We can just create a new process/task and await until it’s done before continuing, so in terms of throughput you get the same result.

I had to find a solution in any case to move on. For every middleware that runs I create a new process if the user in the context is different than the user in the process (which happens when dealing with subscribers).
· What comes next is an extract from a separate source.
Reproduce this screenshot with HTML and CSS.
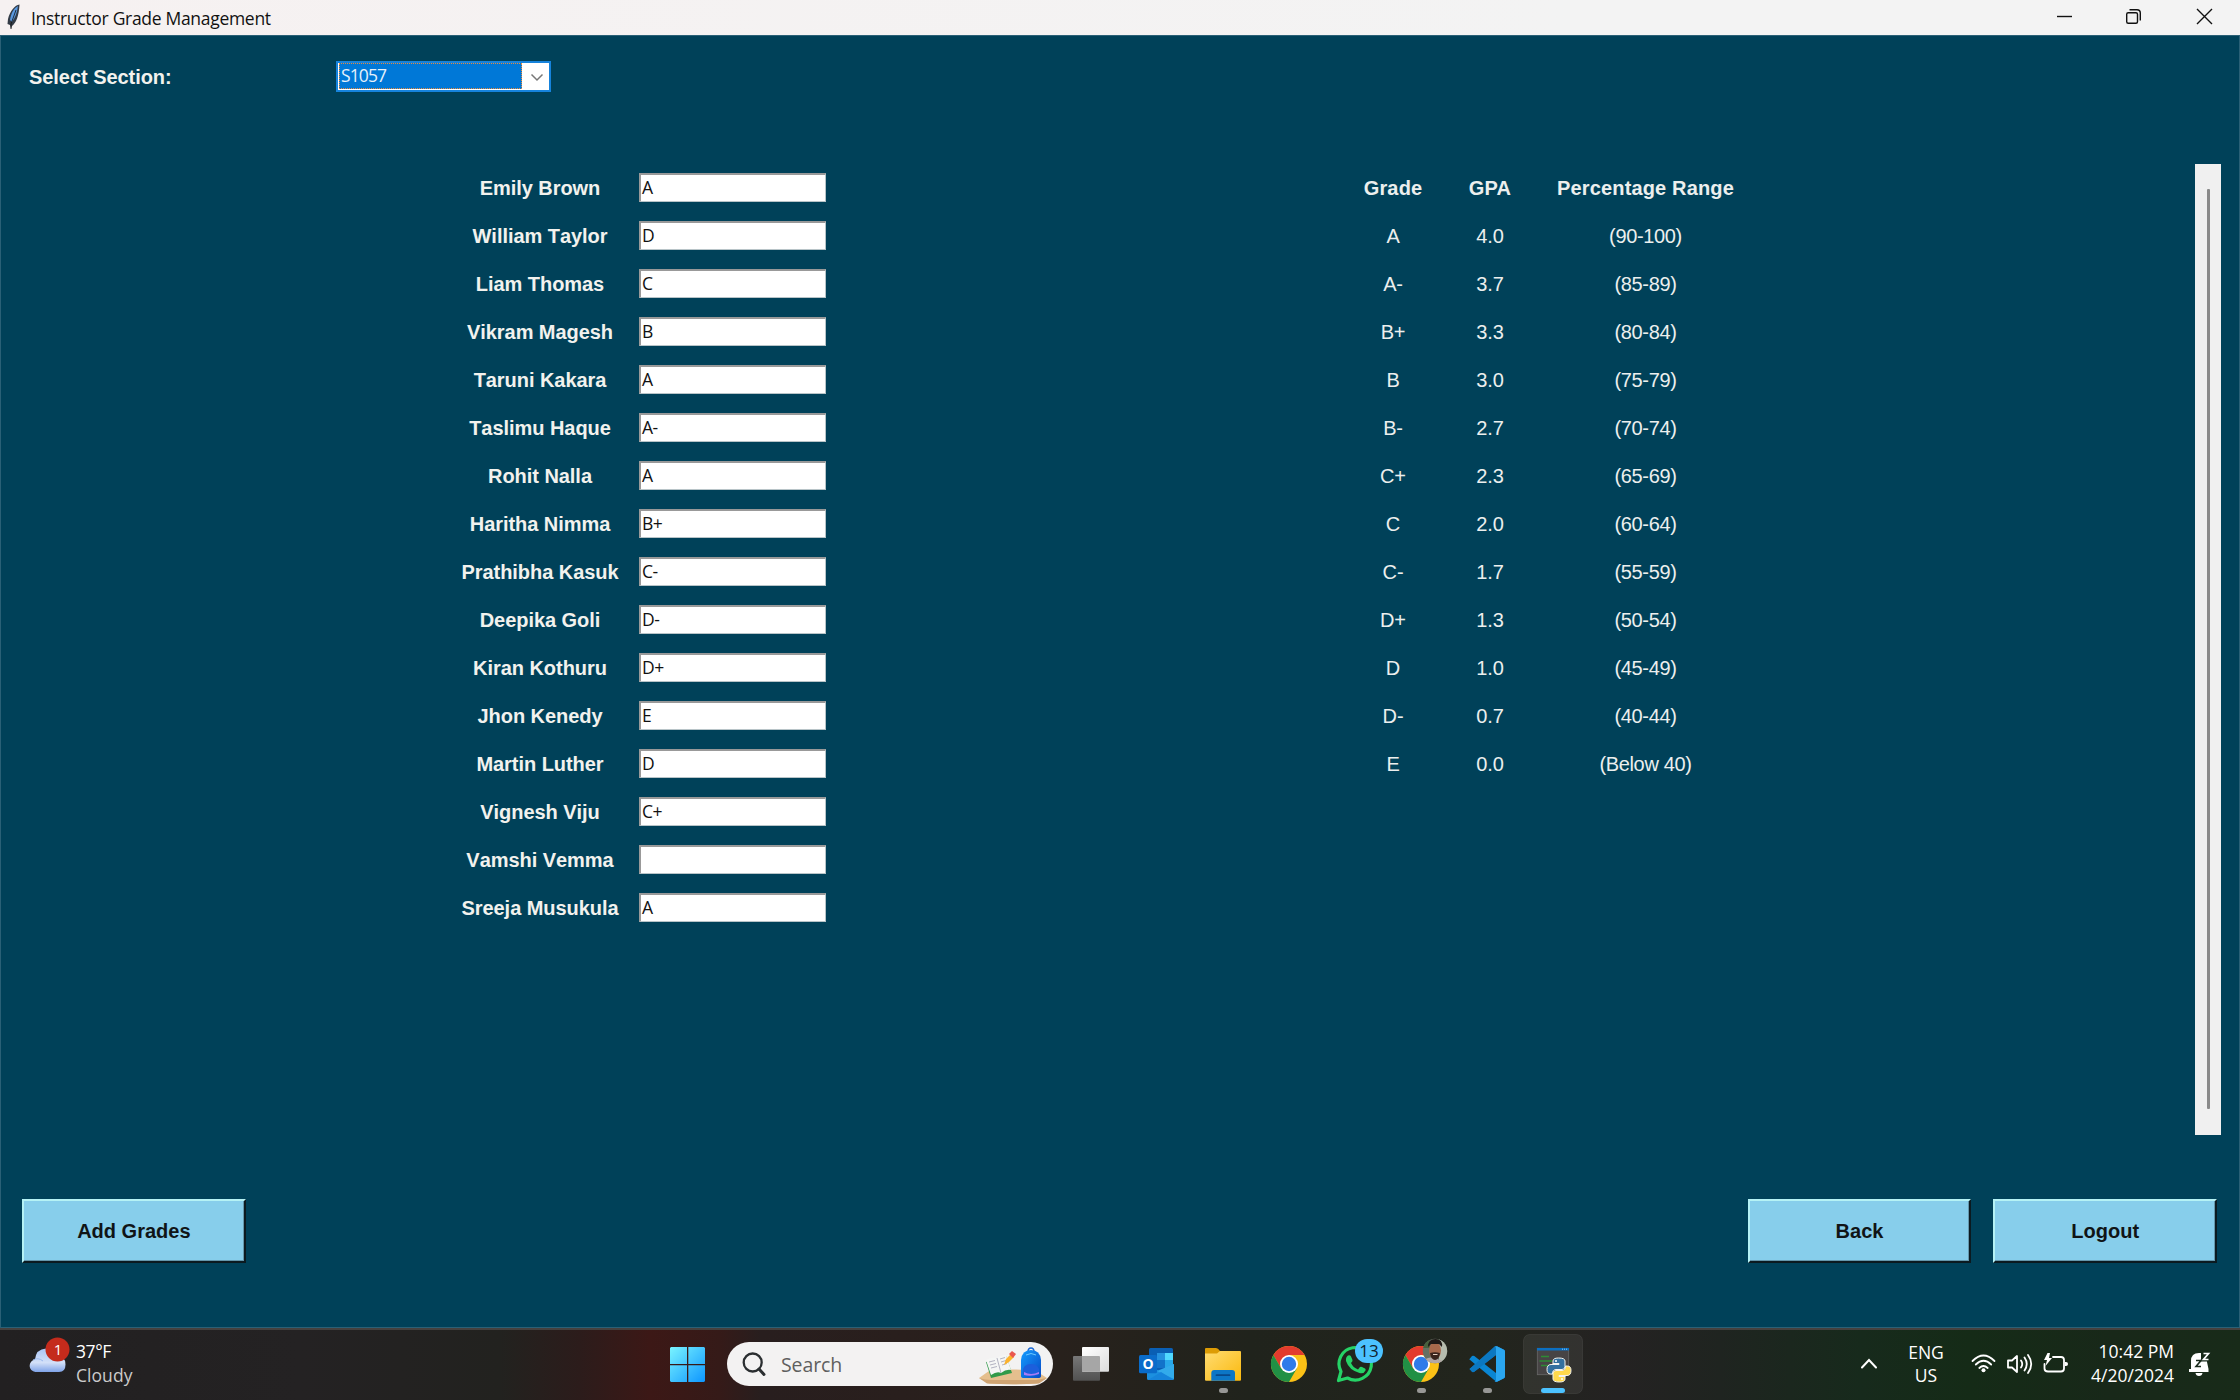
FILE: index.html
```html
<!DOCTYPE html>
<html lang="en">
<head>
<meta charset="utf-8">
<title>Instructor Grade Management</title>
<link rel="stylesheet" href="styles.css">
</head>
<body>
<header class="titlebar">
  <svg class="feather" width="14" height="28" viewBox="0 0 14 28"><path d="M12.500 .5C8 1 3 7 1 15L.5 20 3 21 4 25 5 22C9 19 12 12 12.500 .5Z" fill="#333b46"/><path d="M11 2C7 4 4 9 3 16L5 18C8 14 10 9 11 2Z" fill="#5a99e0"/><path d="M9 6 4 20V25" stroke="#111" fill="none" stroke-width=".8"/></svg>
  <span class="title">Instructor Grade Management</span>
  <svg class="controls" width="240" height="35" viewBox="0 0 240 35" fill="none" stroke="#111" stroke-width="1.400"><path d="M57 16.500H72"/><rect x="126.700" y="12.700" width="10.800" height="10.600" rx="1.500"/><path d="M129.500 9.700H137Q140.300 9.700 140.300 13V20.500"/><path d="M197 9 212 24M212 9 197 24"/></svg>
</header>
<main class="window">
  <div class="section-row">
    <label class="section-label">Select Section:</label>
    <div class="combo"><span class="combo-value">S1057</span><svg width="25" height="27" viewBox="0 0 25 27"><path d="M9.500 11.500 15 17 20.500 11.500" fill="none" stroke="#777" stroke-width="1.500"/></svg></div>
  </div>
  <div class="content">
    <div class="students" id="students"></div>
    <div class="scale" id="scale"></div>
    <div class="scrollbar"><div class="thumb"></div></div>
  </div>
  <div class="actions">
    <button class="btn">Add Grades</button>
    <button class="btn back">Back</button>
    <button class="btn">Logout</button>
  </div>
</main>
<footer class="taskbar">
  <div class="weather">
    <svg width="46" height="70" viewBox="0 0 46 70"><defs><linearGradient id="cl" x2="0" y2="1"><stop stop-color="#a9c5f6"/><stop offset=".6" stop-color="#d3e0f8"/><stop offset="1" stop-color="#7fa3e8"/></linearGradient></defs><path d="M6.300 42A6.300 6.300 0 0 1 6 29.500Q7 19 17 18.500Q25 18 28 26Q36.500 26 36.500 34.500Q36.500 42 30 42Z" fill="url(#cl)"/><path d="M4 30Q9 27 14 31" stroke="#9bb9ee" fill="none"/><circle cx="28.500" cy="19.500" r="12" fill="#c42b1c"/><text x="29" y="25" class="badge-red">1</text></svg>
    <div class="lines weather-text"><span class="temp">37°F</span><span class="cond">Cloudy</span></div>
  </div>
  <svg class="start" width="36" height="36" viewBox="0 0 36 36"><defs><linearGradient id="wn" gradientUnits="userSpaceOnUse" x1="0" y1="0" x2="36" y2="36"><stop stop-color="#7af4ff"/><stop offset="1" stop-color="#0a93ff"/></linearGradient></defs><path d="M1 0H17V17H0V1ZM18.300 0H34L35 1V17H18.300ZM0 18.300H17V35H1L0 34ZM18.300 18.300H35V34L34 35H18.300Z" fill="url(#wn)"/></svg>
  <div class="search">
    <svg width="44" height="44" viewBox="0 0 44 44" fill="none" stroke="#2b2f31" stroke-width="2.300"><circle cx="25.700" cy="20.500" r="9"/><path d="M32 27 37 32.500" stroke-width="3" stroke-linecap="round"/></svg>
    <span class="search-text">Search</span>
    <svg class="scene" width="70" height="44" viewBox="0 0 70 44"><defs><linearGradient id="bp" x2="1" y2="1"><stop stop-color="#159cff"/><stop offset="1" stop-color="#074bc6"/></linearGradient></defs><path d="M0 36 10 29Q34 26 57 29L68 36 58 41.500Q34 43 10 41.500Z" fill="#e5bf8e"/><path d="M0 36Q6 38 12 38H57L68 36 60 41.500Q34 43 8 41.500Z" fill="#cfa473"/><path d="M7 20 12 36 33 31 27 14Z" fill="#319a4a"/><path d="M7 18 12 33Q18 29 22 31 27 27 32 28L27 13Q21 13 18 16 12 15 7 18Z" fill="#f5f6f5"/><path d="M18 16 22 31M10 20 16 18.500M11 23 17 21.500M12 26 18 24.500M21 17 26 15.500M22 20 27 18.500M23 23 28 21.500" stroke="#aab" fill="none" stroke-width=".9"/><path d="M25 23 27 17 32 12 35 15 30 20Z" fill="#fcb32c"/><path d="M30 12 33 9 37 12 34 16Z" fill="#e9574f"/><path d="M49 10Q49 6 52 6T55 10" fill="none" stroke="#1b69d6" stroke-width="1.500"/><path d="M42 34V18Q43 8 52 8T62 18V34Q62 36 59 36H45Q42 36 42 34Z" fill="url(#bp)"/><path d="M44 31V27Q46 22 52 22T60 27V31Q60 34 52 34T44 31Z" fill="#1c5fdc"/><path d="M45 30Q52 34 60 30V32Q52 35 45 33Z" fill="#a77cf5"/><path d="M47 13Q52 10 57 13" stroke="#6cc9ff" fill="none"/></svg>
  </div>
  <nav class="apps">
    <svg class="app" viewBox="0 0 66 72"><defs><linearGradient id="tv" x2="1" y2="1"><stop stop-color="#fff"/><stop offset="1" stop-color="#dcdcdc"/></linearGradient><linearGradient id="tg" x2="0" y2="1"><stop stop-color="#777"/><stop offset="1" stop-color="#515151"/></linearGradient></defs><rect x="15" y="28" width="27" height="24.700" rx="1" fill="url(#tg)"/><rect x="24" y="19" width="27" height="24.700" rx="1" fill="url(#tv)"/><path d="M24 28H41Q42 28 42 29V43.700H25Q24 43.700 24 43Z" fill="#a6a6a6"/></svg>
    <svg class="app" viewBox="0 0 66 72"><rect x="25" y="20" width="24" height="28" rx="1.500" fill="#0a5fb4"/><path d="M33 25H41V32H33Z" fill="#2591df"/><path d="M41 25H49V32H41Z" fill="#50d9ff"/><path d="M33 32H41V40H33Z" fill="#1273ca"/><path d="M41 32H49V40H41Z" fill="#28a8ea"/><path d="M23 36 37 44 50 36V50.500Q50 52 48.500 52H24.500Q23 52 23 50.500Z" fill="#1c90df"/><path d="M50 36V51L33 43Z" fill="#32abeb"/><path d="M24 52 37 44 50 52Z" fill="#1684da"/><rect x="15" y="27" width="18" height="18.300" rx="1.500" fill="#0a6cca"/><text x="24" y="41.200" class="outlook-o">O</text></svg>
    <svg class="app" viewBox="0 0 66 72"><defs><linearGradient id="fd" x2="1" y2="1"><stop stop-color="#ffdc72"/><stop offset="1" stop-color="#fbb90d"/></linearGradient></defs><path d="M15 30V21Q15 20 16 20H26Q28 20 30 23V30Z" fill="#dd9c05"/><path d="M15 25.500H27L30 23H50Q51 23 51 24V51.500Q51 52.700 50 52.700H16Q15 52.700 15 51.500Z" fill="url(#fd)"/><path d="M21.300 52.700V45Q21.300 42 24.300 42H42Q45 42 45 45V52.700Z" fill="#0c76c6"/><path d="M26.500 47.200H39.500" stroke="#08488a" stroke-width="1.800" stroke-linecap="round"/><rect class="dot" x="29" y="60" width="9" height="5" rx="2.500"/></svg>
    <svg class="app" viewBox="0 0 66 72"><g id="chrome"><circle cx="33" cy="36" r="18" fill="#fbc116"/><path d="M17.400 27A18 18 0 0 1 48.600 27H33L25.200 40.500Z" fill="#e33b2e"/><path d="M17.400 27A18 18 0 0 0 33 54L40.800 40.500H25.200Z" fill="#219045"/><circle cx="33" cy="36" r="9" fill="#fff"/><circle cx="33" cy="36" r="7.200" fill="#2f7bea"/></g></svg>
    <svg class="app" viewBox="0 0 66 72"><path d="M16.500 52.500 19 43.500A16.200 16.200 0 1 1 25.500 50Z" fill="none" stroke="#25d366" stroke-width="3.200" stroke-linejoin="round"/><path d="M26 27.500Q28 26.500 29 28.500L30.500 32Q31 33 29 35 31 39.500 36 41.500L38 39Q39 38.500 40 39L43 40.500Q44 41 43.500 42.500 42 46 37.500 45 27 42 24 33 23.500 29 26 27.500Z" fill="#25d366"/><rect x="33" y="11" width="28" height="24" rx="12" fill="#4cc2ff"/><text x="47" y="29" class="badge-blue">13</text></svg>
    <svg class="app" viewBox="0 0 66 72"><defs><clipPath id="av"><circle cx="47" cy="23" r="12.200"/></clipPath></defs><use href="#chrome"/><g clip-path="url(#av)"><rect x="34" y="10" width="26" height="26" fill="#667063"/><path d="M51 10H60V36H51Z" fill="#b5bcae"/><path d="M34 10H42V20H34Z" fill="#47613d"/><path d="M35 36Q37 28 46 30T59 36Z" fill="#b2a7a4"/><ellipse cx="47" cy="22.500" rx="6" ry="8.500" fill="#a8694c"/><path d="M40 19Q40 11 47.500 11T54 19L51 16H43Z" fill="#201a18"/><path d="M42 25Q47 23.500 52 25 51 32 47 32T42 25Z" fill="#3a241c"/><path d="M45 26.500H49.500" stroke="#e7cfc0"/></g><rect class="dot" x="29" y="60" width="9" height="5" rx="2.500"/></svg>
    <svg class="app" viewBox="0 0 66 72"><path d="M15.500 41 18 43.800Q19 44.500 20.300 43.700L42 27V18.500Z" fill="#0a70b8"/><path d="M15.500 31 18 28Q19 27.300 20.300 28L42 45V53.500L15.500 31.500Q15 31 15.500 31Z" fill="#0a86d3"/><path d="M15.500 41 40.500 18.500Q41.500 18 43 18.300L50 21.800Q51 22.400 51 23.500V48.500Q51 49.600 50 50.200L43 53.700Q41.500 54 40.500 53.300 42 53.500 42 51.500V27L20.300 43.700Q19 44.500 18 43.800Z" fill="#0b78c2"/><path d="M40.500 18.500Q42 18 43 18.300L50 21.800Q51 22.400 51 23.500V48.500Q51 49.600 50 50.200L43 53.700Q41.500 54 40.500 53.300 42 53.500 42 51.500V20.500Q42 18.500 40.500 18.500Z" fill="#2aa6f0"/><rect class="dot" x="29" y="60" width="9" height="5" rx="2.500"/></svg>
    <svg class="app" viewBox="0 0 66 72"><rect x="3.500" y="6.500" width="59" height="59" rx="6" fill="#fff" fill-opacity=".07" stroke="#fff" stroke-opacity=".07"/><rect x="17.300" y="20.300" width="31.400" height="26.400" fill="#474445" stroke="#686868" stroke-width=".8"/><rect x="17" y="20" width="32" height="2.500" fill="#0c6fc0"/><path d="M42 21.200H47" stroke="#8fd0ff" stroke-dasharray="1 1"/><path d="M21 28.500H29M19.500 33H32M21 37.500H28" stroke="#2e8b35" stroke-width="1.300"/><g stroke="#f3f3ee" stroke-width="1" stroke-linejoin="round"><path d="M33 36V33Q33 30 38.500 30 45 30 45 33V38.500Q45 41.500 42 41.500H36Q32.500 41.500 32.500 46H30.500Q27 46 27 41.500 27 36.500 31 36.500H39V35.500H33Z" fill="#33709f"/><path d="M45 48V51Q45 54 39.500 54 33 54 33 51V45.500Q33 42.500 36 42.500H42Q45.500 42.500 45.500 38H47.500Q51 38 51 42.500 51 47.500 47 47.500H39V48.500H45Z" fill="#ffd94d"/></g><circle cx="36" cy="33" r="1" fill="#fff"/><circle cx="42" cy="51" r="1" fill="#fff"/><rect x="21" y="60" width="24" height="5" rx="2.500" fill="#4cc2ff"/></svg>
  </nav>
  <div class="tray">
    <svg width="16" height="36" viewBox="0 0 16 36" fill="none" stroke="#fff" stroke-width="2" stroke-linecap="round"><path d="M1 21.500 8 14 15 21.500"/></svg>
    <div class="lines lang"><span>ENG</span><span>US</span></div>
    <svg class="status" width="98" height="36" viewBox="0 0 98 36" fill="none" stroke="#fff" stroke-width="1.800" stroke-linecap="round"><path d="M1.500 15Q12.500 4 23.500 15M4.800 18.500Q12.500 11 20.200 18.500M8.300 22Q12.500 18 16.700 22"/><circle cx="12.500" cy="24.300" r="2" fill="#fff" stroke="none"/><path d="M37 14.500H41L46 10V26L41 21.500H37ZM50 14.500Q52.500 18 50 21.500M53.500 11.500Q58 18 53.500 24.500M57 9Q63.500 18 57 27" stroke-linejoin="round"/><path d="M82 11H90Q93 11 93 14V22.500Q93 25.500 90 25.500H77Q73.500 25.500 73.500 22.500V18"/><path d="M94 16H95Q97 16 97 18T95 20H94Z" fill="#fff" stroke="none"/><path d="M76.500 7 73 14H76L74.500 20 81 12H78L79 7Z" fill="#fff" stroke="none"/></svg>
    <div class="lines clock"><span>10:42 PM</span><span>4/20/2024</span></div>
    <svg class="bell" width="23" height="36" viewBox="0 0 23 36"><path d="M3 23V15Q3 7 11 7H13V13H19V16L20.500 23V26H1V23ZM7.500 27H14.500Q14 30 11 30T7.500 27Z" fill="#fff"/><path d="M8 14.500H13L8 20.500H13" fill="none" stroke="#192b1c" stroke-width="1.600"/><path d="M15.500 7.500H20.500L15.500 13.500H20.500" fill="none" stroke="#192b1c" stroke-width="4"/><path d="M15.500 7.500H20.500L15.500 13.500H20.500" fill="none" stroke="#fff" stroke-width="1.700"/></svg>
  </div>
</footer>
<script src="app.js"></script>
</body>
</html>
```
FILE: styles.css
```css
* { box-sizing: border-box; }
body { margin: 0; width: 2240px; height: 1400px; overflow: hidden; display: flex; flex-direction: column; font-family: "Liberation Sans", Arial, sans-serif; font-size: 20px; }
svg { display: block; flex: none; }

.titlebar { height: 35px; flex: none; display: flex; background: linear-gradient(90deg, #f6f1f1, #f3f3f3 70%); padding-left: 7px; }
.feather { margin-top: 4px; }
.title { margin-left: 10px; font: 17.500px/36px "Open Sans", "Noto Sans", sans-serif; letter-spacing: -0.3px; color: #111; white-space: nowrap; }
.controls { margin-left: auto; }

.window { height: 1293px; flex: none; display: flex; flex-direction: column; background: #004159; border: 1px solid #2a6076; }
.section-row { display: flex; align-items: center; margin-top: 24px; height: 32px; padding-left: 28px; }
.section-label { width: 307px; padding-top: 2px; font-weight: bold; color: #f2f2ee; white-space: nowrap; letter-spacing: -0.05px; }
.combo { width: 215px; height: 31px; display: flex; align-items: center; background: #fff; border: 2px solid #1683dc; padding-left: 1px; }
.combo-value { width: 183px; height: 26px; background: #0078d7; border: 1px dotted #e98b3d; color: #e6f1fb; font: 17.500px/23px "Open Sans", sans-serif; letter-spacing: -0.9px; padding-left: 1px; }

.content { display: flex; margin-top: 72px; height: 971px; }
.students { margin-left: 449px; width: 380px; }
.student { display: flex; align-items: flex-start; height: 48px; }
.name { width: 180px; line-height: 49px; text-align: center; font-weight: bold; font-kerning: none; color: #f2f2ee; white-space: nowrap; letter-spacing: -0.05px; }
.grade { margin: 9px 0 0 9px; width: 187px; height: 29px; background: #fff; border: 2px solid #fff; border-top-color: #999; border-left-color: #999; border-right: 1px solid #b8c4c8; border-bottom: 1px solid #b8c4c8; font: 17.500px/25px "Open Sans", sans-serif; letter-spacing: -0.5px; padding-left: 1px; color: #111; }
.scale { margin-left: 513px; width: 400px; }
.scale-row { display: grid; grid-template-columns: 100px 94px 217px; height: 48px; line-height: 49px; text-align: center; color: #ecefee; letter-spacing: -0.15px; }
.scale-row span:last-child { letter-spacing: -0.35px; }
.scale-row.head, .scale-row.head span:last-child { font-weight: bold; letter-spacing: 0.15px; }
.scrollbar { margin-left: 452px; width: 26px; background: #f0f0f0; padding: 25px 0 26px 12px; }
.thumb { width: 3px; height: 100%; background: #8a8a8a; border-radius: 1px; }

.actions { display: flex; margin-top: 64px; padding-left: 21px; }
.btn { width: 224px; height: 64px; padding: 0; border: 2px solid; border-color: #b5f2f5 #0b1a20 #0b1a20 #b5f2f5; box-shadow: inset -1px -1px #6497ac; background: #87ceeb; color: #101416; font: bold 20px "Liberation Sans", Arial, sans-serif; margin-right: 22px; }
.back { margin-left: 1480px; }

.taskbar { height: 72px; flex: none; display: flex; color: #fff; font: 17.500px/24px "Open Sans", "Noto Sans", sans-serif; border-top: 2px solid #45413f; background: linear-gradient(90deg, #222021 0, #242223 300px, #22221f 500px, #2c1c1b 580px, #3c1816 650px, #351a18 720px, #281e1e 760px, #291f1d 900px, #28211c 1060px, #20231c 1250px, #22251d 1480px, #242222 1620px, #1f2420 1720px, #172a1c 1860px, #152b17 1970px, #182819 2110px, #182b19 2240px); }
.weather { display: flex; width: 200px; margin-left: 29px; }
.lines { display: flex; flex-direction: column; white-space: nowrap; padding-top: 9px; }
.weather-text { margin-left: 1px; }
.temp { letter-spacing: -0.4px; }
.cond { color: #cbcbcb; letter-spacing: 0.05px; }
.badge-red { font: 15px "Open Sans", sans-serif; fill: #fff; text-anchor: middle; }
.badge-blue { font: 17px "Open Sans", sans-serif; fill: #10202b; text-anchor: middle; }
.outlook-o { font: bold 14px "Open Sans", sans-serif; fill: #fff; text-anchor: middle; }
.start { margin: 17px 0 0 441px; }
.search { margin: 12px 0 0 21px; width: 326px; height: 44px; flex: none; border-radius: 22px; background: #f3f2f2; display: flex; overflow: hidden; }
.search-text { margin-left: 10px; width: 198px; color: #5f5f5f; font-size: 19.500px; line-height: 45px; letter-spacing: -0.1px; }
.apps { display: flex; margin: -2px 0 0 5px; }
.app { width: 66px; height: 72px; }
.dot { fill: #979795; }
.tray { display: flex; margin-left: 275px; }
.tray > svg { margin-top: 16px; }
.lang { width: 70px; margin-left: 14px; padding-top: 11px; line-height: 23px; text-align: center; }
.status { margin-left: 10px; }
.clock { width: 105px; text-align: right; }
.tray > .bell { margin: 16px 0 0 14px; }
```
FILE: app.js
```js
const students = [["Emily Brown","A"],["William Taylor","D"],["Liam Thomas","C"],["Vikram Magesh","B"],["Taruni Kakara","A"],["Taslimu Haque","A-"],["Rohit Nalla","A"],["Haritha Nimma","B+"],["Prathibha Kasuk","C-"],["Deepika Goli","D-"],["Kiran Kothuru","D+"],["Jhon Kenedy","E"],["Martin Luther","D"],["Vignesh Viju","C+"],["Vamshi Vemma",""],["Sreeja Musukula","A"]];
const scale = [["Grade","GPA","Percentage Range"],["A","4.0","(90-100)"],["A-","3.7","(85-89)"],["B+","3.3","(80-84)"],["B","3.0","(75-79)"],["B-","2.7","(70-74)"],["C+","2.3","(65-69)"],["C","2.0","(60-64)"],["C-","1.7","(55-59)"],["D+","1.3","(50-54)"],["D","1.0","(45-49)"],["D-","0.7","(40-44)"],["E","0.0","(Below 40)"]];
document.getElementById("students").innerHTML = students.map(([n, g]) => `<div class="student"><span class="name">${n}</span><div class="grade">${g}</div></div>`).join("");
document.getElementById("scale").innerHTML = scale.map((r, i) => `<div class="scale-row${i ? "" : " head"}">${r.map(c => `<span>${c}</span>`).join("")}</div>`).join("");
```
So for one subscriber I’ll create multiple new processes, one process for one middleware call.

schema.ex

def middleware(middleware, _field, _object) do
  middleware = [Middleware.Authenticate | [Middleware.Authorize | middleware]]
  ensure_new_process(middleware)
end

defp ensure_new_process(middleware) do
  Enum.map(middleware, &{Middleware.EnsureNewProcess, &1})
end

ensure_new_process.ex

defmodule MyAppWeb.Schema.Middleware.EnsureNewProcess do
  @behaviour Absinthe.Middleware

  alias MyApp.Authorizer

  def call(resolution, middleware) do
    case resolution.context[:current_user] do
      nil ->
        call_middleware(middleware, resolution)

      current_user ->
        if current_user.id == Authorizer.get_current_user().id do
          call_middleware(middleware, resolution)
        else
          Task.await(Task.async(fn ->
            Authorizer.put_current_user(current_user)
            call_middleware(middleware, resolution)
          end))
        end
    end
  end

  defp call_middleware({{mod, fun}, opts}, res) do
    apply(mod, fun, [res, opts])
  end

  defp call_middleware({mod, opts}, res) do
    apply(mod, :call, [res, opts])
  end

  defp call_middleware(mod, res) when is_atom(mod) do
    apply(mod, :call, [res, []])
  end

  defp call_middleware(fun, res) when is_function(fun, 2) do
    fun.(res, [])
  end
end

I simplified the code above because it gets more ugly in reality, where I use the context as a cache for one variable that the authorizer module computes (with db calls) and would need to compute every time otherwise (as I keep creating new processes and so keep losing the state).